94 | Caroline Clegg, Stage Director

1. Book

Lessons in Chemistry by Bonnie Garmus

A Christmas present from an artist friend this is Garmus’s triumphant first novel. The main protagonist, Elizabeth Zott is a scientist in 1960s America when equality in the home and workplace is still decades off! But Zott triumphs with her blend of science and cookery on daytime TV inspiring legions of housewives to kick out the status quo.
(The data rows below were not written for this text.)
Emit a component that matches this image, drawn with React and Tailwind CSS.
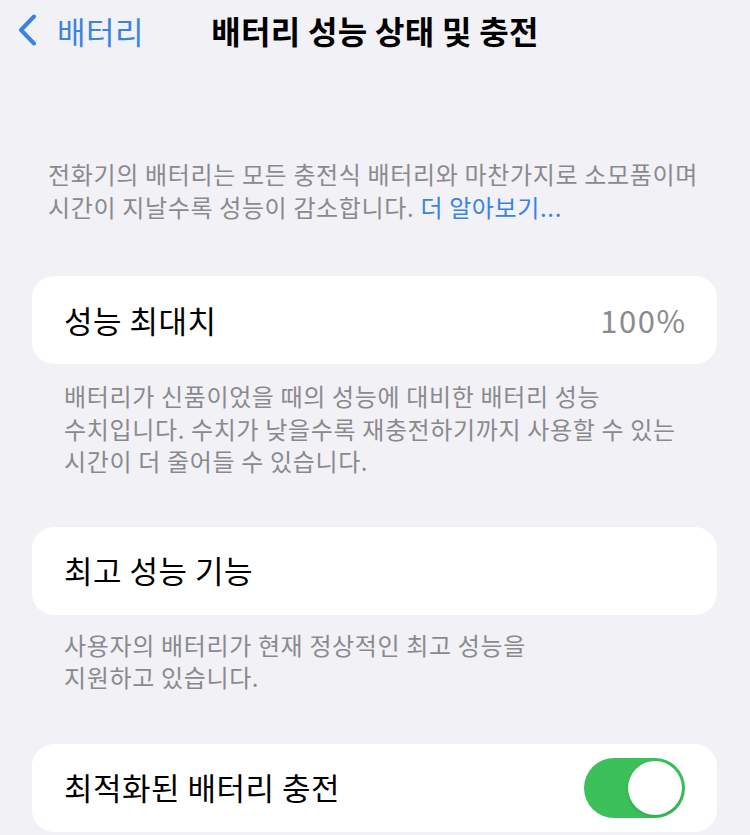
import React from "react";

const font = { fontFamily: '"Noto Sans CJK KR", "Noto Sans", sans-serif' };

function Card({ children }) {
  return (
    <div className="mx-[32px] w-[685px] h-[88px] rounded-[22px] bg-white flex items-center justify-between pl-[32px] pr-[32px]">
      {children}
    </div>
  );
}

function Note({ children, className = "" }) {
  return (
    <div className={`text-[24px] leading-[32.5px] text-[#8a8a8e] tracking-[0.65px] ${className}`}>
      {children}
    </div>
  );
}

export default function App() {
  return (
    <div className="w-[750px] h-[835px] overflow-hidden bg-[#f1f1f6]" style={font}>
      {/* navigation bar */}
      <div className="relative h-[60px] flex items-center">
        <div className="flex items-center pl-[17px] text-[#3a84e0]">
          <svg width="21" height="32" viewBox="0 0 21 32" fill="none">
            <path d="M17 2.5 L4 16 L17 29.5" stroke="currentColor" strokeWidth="4" strokeLinecap="round" strokeLinejoin="round" />
          </svg>
          <span className="ml-[19px] text-[31px] leading-none tracking-[0.5px]">배터리</span>
        </div>
        <div className="absolute inset-x-0 text-center text-[32px] font-bold leading-none text-black tracking-[0.3px] pointer-events-none">
          배터리 성능 상태 및 충전
        </div>
      </div>

      <Note className="pl-[48px] pt-[98px]">
        전화기의 배터리는 모든 충전식 배터리와 마찬가지로 소모품이며
        <br />
        시간이 지날수록 성능이 감소합니다. <span className="text-[#3a84e0]">더 알아보기...</span>
      </Note>

      <div className="mt-[53px]">
        <Card>
          <span className="text-[31px] text-black tracking-[0.5px]">성능 최대치</span>
          <span className="text-[31px] text-[#8a8a8e] tracking-[1.5px] mr-[-1.5px]">100%</span>
        </Card>
      </div>

      <Note className="pl-[64px] pt-[16px]">
        배터리가 신품이었을 때의 성능에 대비한 배터리 성능
        <br />
        수치입니다. 수치가 낮을수록 재충전하기까지 사용할 수 있는
        <br />
        시간이 더 줄어들 수 있습니다.
      </Note>

      <div className="mt-[49px]">
        <Card>
          <span className="text-[31px] text-black tracking-[0.5px]">최고 성능 기능</span>
        </Card>
      </div>

      <Note className="pl-[64px] pt-[14px]">
        사용자의 배터리가 현재 정상적인 최고 성능을
        <br />
        지원하고 있습니다.
      </Note>

      <div className="mt-[50px]">
        <Card>
          <span className="text-[31px] text-black tracking-[0.5px]">최적화된 배터리 충전</span>
          <div className="w-[101px] h-[60px] rounded-full bg-[#3cc15a] flex items-center justify-end pr-[3px]">
            <div className="w-[54px] h-[54px] rounded-full bg-white shadow-[0_2px_4px_rgba(0,0,0,0.15)]" />
          </div>
        </Card>
      </div>
    </div>
  );
}
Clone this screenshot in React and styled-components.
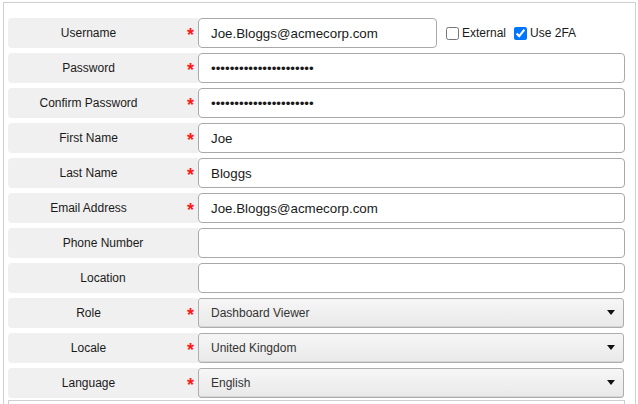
import React from 'react'
import styled, { createGlobalStyle } from 'styled-components'

const GlobalStyle = createGlobalStyle`
  body {
    margin: 0;
    background: #fff;
    font-family: "Liberation Sans", Arial, sans-serif;
    overflow: hidden;
  }
`

const rows = [
  { label: 'Username', required: true, type: 'text', value: 'Joe.Bloggs@acmecorp.com', extras: true },
  { label: 'Password', required: true, type: 'password', value: 'xxxxxxxxxxxxxxxxxxxxxx' },
  { label: 'Confirm Password', required: true, type: 'password', value: 'xxxxxxxxxxxxxxxxxxxxxx' },
  { label: 'First Name', required: true, type: 'text', value: 'Joe' },
  { label: 'Last Name', required: true, type: 'text', value: 'Bloggs' },
  { label: 'Email Address', required: true, type: 'text', value: 'Joe.Bloggs@acmecorp.com' },
  { label: 'Phone Number', type: 'text', value: '' },
  { label: 'Location', type: 'text', value: '' },
  { label: 'Role', required: true, options: ['Dashboard Viewer', 'Dashboard Editor', 'Administrator'] },
  { label: 'Locale', required: true, options: ['United Kingdom', 'United States'] },
  { label: 'Language', required: true, options: ['English', 'French', 'German'] },
]

const App = () => (
  <>
    <GlobalStyle />
    <Panel>
      <Form>
        {rows.map(row => (
          <React.Fragment key={row.label}>
            <Label>
              <LabelText>{row.label}</LabelText>
              {row.required && <Required>*</Required>}
            </Label>
            <Field>
              {row.options ? (
                <SelectWrap>
                  <Select defaultValue={row.options[0]}>
                    {row.options.map(o => <option key={o}>{o}</option>)}
                  </Select>
                  <Arrow />
                </SelectWrap>
              ) : (
                <Input type={row.type} defaultValue={row.value} $narrow={row.extras} />
              )}
              {row.extras && (
                <>
                  <Check>
                    <input type="checkbox" />
                    External
                  </Check>
                  <Check>
                    <input type="checkbox" defaultChecked />
                    Use 2FA
                  </Check>
                </>
              )}
            </Field>
          </React.Fragment>
        ))}
      </Form>
      <NextSection />
    </Panel>
  </>
)

const Panel = styled.div`
  margin: 2px 0 0 3px;
  width: 633px;
  box-sizing: border-box;
  border: 1px solid #cfcfcf;
  padding: 15px 10px 20px 4px;
`

const Form = styled.div`
  display: grid;
  grid-template-columns: 190px 1fr;
  row-gap: 5px;
`

const Label = styled.div`
  display: flex;
  align-items: center;
  height: 30px;
  background: #f0f0f0;
  border-radius: 4px 0 0 4px;
  color: #1a1a1a;
  font-size: 12px;
`

const LabelText = styled.span`
  flex: 1;
  text-align: center;
`

const Required = styled.span`
  width: 29px;
  box-sizing: border-box;
  padding: 4px 4px 0 0;
  text-align: right;
  color: #ff1a1a;
  font-size: 18px;
  font-weight: bold;
  line-height: 1;
`

const Field = styled.div`
  display: flex;
  align-items: center;
  height: 30px;
`

const Input = styled.input`
  box-sizing: border-box;
  width: ${p => (p.$narrow ? '239px' : '427px')};
  height: 30px;
  margin: 0;
  padding: 0 12px;
  border: 1px solid #a9a9a9;
  border-radius: 4px;
  font-family: "Liberation Sans", Arial, sans-serif;
  font-size: 13.33px;
  color: #1a1a1a;
  background: #fff;
  outline: none;
`

const Check = styled.label`
  display: flex;
  align-items: center;
  font-size: 12px;
  color: #1a1a1a;
  margin-left: 5px;

  input {
    margin: 0 3px 0 4px;
    width: 13px;
    height: 13px;
  }

  & + & {
    margin-left: 4px;
  }
`

const SelectWrap = styled.div`
  position: relative;
  width: 426px;
  height: 30px;
`

const Select = styled.select`
  appearance: none;
  box-sizing: border-box;
  width: 100%;
  height: 30px;
  margin: 0;
  padding: 0 0 0 12px;
  border: 1px solid #adadad;
  border-radius: 3px;
  background: linear-gradient(#f6f6f6, #e9e9e9);
  box-shadow: inset 0 -1px 0 #d6d6d6;
  font-family: "Liberation Sans", Arial, sans-serif;
  font-size: 12px;
  color: #333;
  outline: none;
`

const Arrow = styled.span`
  position: absolute;
  right: 9px;
  top: 12px;
  width: 0;
  height: 0;
  border-left: 4px solid transparent;
  border-right: 4px solid transparent;
  border-top: 5px solid #111;
  pointer-events: none;
`

const NextSection = styled.div`
  margin-top: 2px;
  height: 40px;
  border: 1px solid #cfcfcf;
  background: #fff;
`

export default App
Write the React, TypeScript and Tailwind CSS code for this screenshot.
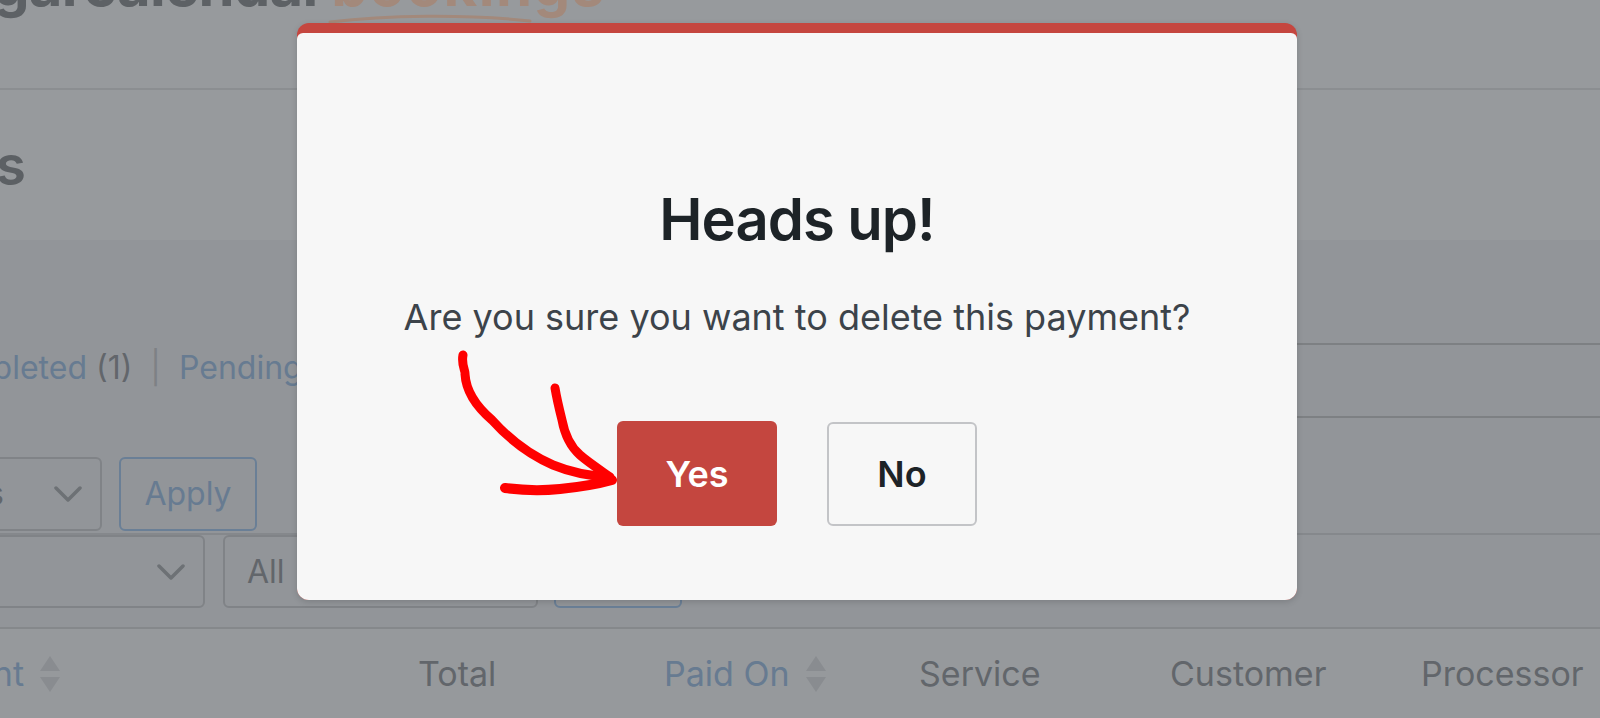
import React from "react";

function Chevron({ className = "" }: { className?: string }) {
  return (
    <svg width="28" height="16" viewBox="0 0 28 16" className={`shrink-0 ${className}`} fill="none">
      <polyline points="2,2 14,14 26,2" stroke="#6d7175" strokeWidth="3.5" strokeLinecap="round" strokeLinejoin="round" />
    </svg>
  );
}

function SortArrows() {
  return (
    <div className="flex shrink-0 flex-col gap-[6px]">
      <svg width="20" height="15" viewBox="0 0 20 15">
        <polygon points="10,0 20,15 0,15" fill="#898c90" />
      </svg>
      <svg width="20" height="15" viewBox="0 0 20 15">
        <polygon points="0,0 20,0 10,15" fill="#898c90" />
      </svg>
    </div>
  );
}

function Backdrop() {
  return (
    <div className="flex flex-col">
      {/* brand bar, cut at the top */}
      <header className="relative h-[90px] border-b-2 border-[#8b8e91] bg-[#979a9d]">
        <div className="-ml-[74px] -mt-[44px] flex whitespace-nowrap text-[58px] font-bold leading-none tracking-[-0.8px]">
          <span className="text-[#5d6165]">sugarcalendar</span>
          <span className="ml-[6px] tracking-[1.5px] text-[#a3897b]">bookings</span>
        </div>
        <svg className="absolute left-[326px] top-[13px]" width="210" height="14" viewBox="0 0 210 14" fill="none">
          <path d="M4 9 C 60 2, 140 1, 204 8" stroke="#a3897b" strokeWidth="3" strokeLinecap="round" />
        </svg>
      </header>

      <section className="h-[150px] bg-[#979a9d] pt-[48px]">
        <div className="flex w-[26px] justify-end">
          <h1 className="whitespace-nowrap text-[55px] font-semibold leading-none text-[#5c6064]">Payments</h1>
        </div>
      </section>

      <main className="bg-[#929599] pt-[103px]">
        <div className="flex h-[75px] items-start justify-between">
          <div className="-ml-[78px] mt-[9px] flex items-center gap-[18px] whitespace-nowrap text-[32px] leading-none">
            <span className="text-[#677b91]">Completed <span className="text-[#62666b]">(1)</span></span>
            <span className="text-[#7e8185]">|</span>
            <span className="text-[#677b91]">Pending <span className="text-[#62666b]">(0)</span></span>
          </div>
          <div className="h-[75px] w-[600px] border-y-2 border-[#7d8083]" />
        </div>

        <div className="mt-[39px] flex items-start gap-[17px]">
          <div className="-ml-[148px] flex h-[74px] w-[250px] items-center justify-end gap-[50px] rounded-[6px] border-2 border-[#808387] pr-[18px]">
            <span className="whitespace-nowrap text-[32px] text-[#62666b]">Bulk actions</span>
            <Chevron />
          </div>
          <div className="flex h-[74px] w-[138px] items-center justify-center rounded-[6px] border-2 border-[#6a7f96] text-[32px] text-[#677b91]">
            Apply
          </div>
        </div>

        <div className="mt-[2px] flex items-start border-t-2 border-[#85888c]">
          <div className="-ml-[100px] flex h-[73px] w-[305px] items-center justify-end rounded-[6px] border-2 border-[#808387] pr-[18px]">
            <Chevron />
          </div>
          <div className="ml-[18px] flex h-[73px] w-[315px] items-center rounded-[6px] border-2 border-[#808387] pl-[22px] text-[32px] text-[#62666b]">
            All
          </div>
          <div className="ml-[16px] h-[73px] w-[128px] rounded-[6px] border-2 border-[#6a7f96]" />
        </div>

        <div className="mt-[19px] grid h-[94px] grid-cols-[418px_246px_255px_251px_251px_1fr] items-center border-y-2 border-[#85888b] bg-[#96999c] text-[34px] leading-none text-[#62666b]">
          <div className="flex w-[60px] items-center justify-end gap-[16px]">
            <span className="whitespace-nowrap text-[#677b91]">Payment</span>
            <SortArrows />
          </div>
          <div>Total</div>
          <div className="flex items-center gap-[16px]">
            <span className="text-[#677b91]">Paid On</span>
            <SortArrows />
          </div>
          <div>Service</div>
          <div>Customer</div>
          <div>Processor</div>
        </div>
      </main>
    </div>
  );
}

function ConfirmDialog() {
  return (
    <div className="absolute left-[297px] top-[23px] h-[577px] w-[1000px] overflow-hidden rounded-[12px] bg-[#c5463f] pt-[10px] shadow-[0_2px_6px_rgba(0,0,0,0.15)]">
      <div className="flex h-full flex-col items-center rounded-t-[6px] bg-[#f7f7f7] pt-[157px]">
        <h2 className="text-[58px] font-semibold leading-none tracking-[-1px] text-[#1d2327]">Heads up!</h2>
        <p className="mt-[51px] text-[36px] leading-none text-[#3c434a]">
          Are you sure you want to delete this payment?
        </p>
        <div className="mt-[86px] flex items-center gap-[50px]">
          <button className="flex h-[105px] w-[160px] items-center justify-center rounded-[6px] bg-[#c4463f] text-[36px] font-semibold text-white">
            Yes
          </button>
          <button className="flex h-[104px] w-[150px] items-center justify-center rounded-[6px] border-2 border-[#c3c4c7] bg-[#f7f7f7] text-[36px] font-semibold text-[#1d2327]">
            No
          </button>
        </div>
      </div>
    </div>
  );
}

// hand-drawn annotation pointing at the Yes button
function Arrow() {
  return (
    <svg className="pointer-events-none absolute inset-0" width="1600" height="718" viewBox="0 0 1600 718" fill="none">
      <g stroke="#ff0000" strokeWidth="9" strokeLinecap="round" strokeLinejoin="round">
        <path d="M463 355 C 461 365, 466 372, 465 374 C 466 392, 478 408, 492 420 C 510 440, 530 455, 553 465 C 570 472, 590 476, 609 477" />
        <path d="M555 388 C 557 400, 560 412, 562 420 C 565 436, 572 448, 580 455 C 588 462, 600 470, 610 477" />
        <path d="M505 488 C 520 490, 540 491, 560 489 C 580 487, 598 484, 612 480" strokeWidth="10" />
      </g>
    </svg>
  );
}

export default function App() {
  return (
    <div className="relative h-[718px] w-[1600px] overflow-hidden bg-[#929599] font-['Inter',sans-serif]">
      <Backdrop />
      <ConfirmDialog />
      <Arrow />
    </div>
  );
}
It is life affirming, refreshingly honest and a great lesson in perseverance for anyone of us no matter what age!

2. Film

Mrs Harris Goes to Paris by Anthony Fabian

A charming film about widowed cleaning lady Harris (Lesley Manville) in 1950s London who falls madly in love with a couture Dior dress and decides she must have one of her own.  Cinematography is exquisite with lingering scenes not excessive sharp cuts. It urges us to hold onto and work for our dreams; the scene back home at the dance with friend Violet, (Ellen Thomas) reminding us of that family and community really matter.

3. Internet/TV

I don’t follow a particular blogger or social media influencer, but I am an avid supporter of wildlife and environmental conservation following Sir Richard Attenborough, supporting Greenpeace campaigns, Compassion in World Farming and I am a committed vegan. Blue Planet on TV is inspiring and frightening in equal measure, but my guilty internet pleasure is being distracted with cute cat videos and animal rescue happy endings.

4. Music

I love dramatic music and great storytellers: Miriam Makeba, Lady Gaga, Ella Fitzgerald, Eva Cassidy, and Bruce Springsteen. Rachmaninov, Bernstein, Kurt Weil, Puccini and my favourite Verdi opera ‘Rigoletto’ - end of act 2 Si Vendetta Tremenda Vendetta always chilling me to the bone. I’m currently learning the Liverpool Oratorio by Paul McCartney and Carl Davies for my production in Cincinnati in 2024 but the song I can’t live without is What A Wonderful World by Louie Armstrong – sheer beauty.

5. Place 

Teatru Manoel, Old Theatre Street, (with coffee from De Bono café at no 33a). Built in 1731, Manoel is stunningly beautiful and steeped in an inspirational and rich cultural history. If you are as lucky as I am to stay in the apartment whilst working there you can almost hear the voices and music of the past influencing great shows for the 21st Century. The main-stage innovator Adrian Mamo and the Toi Toi programme from Kate Fenech are world class.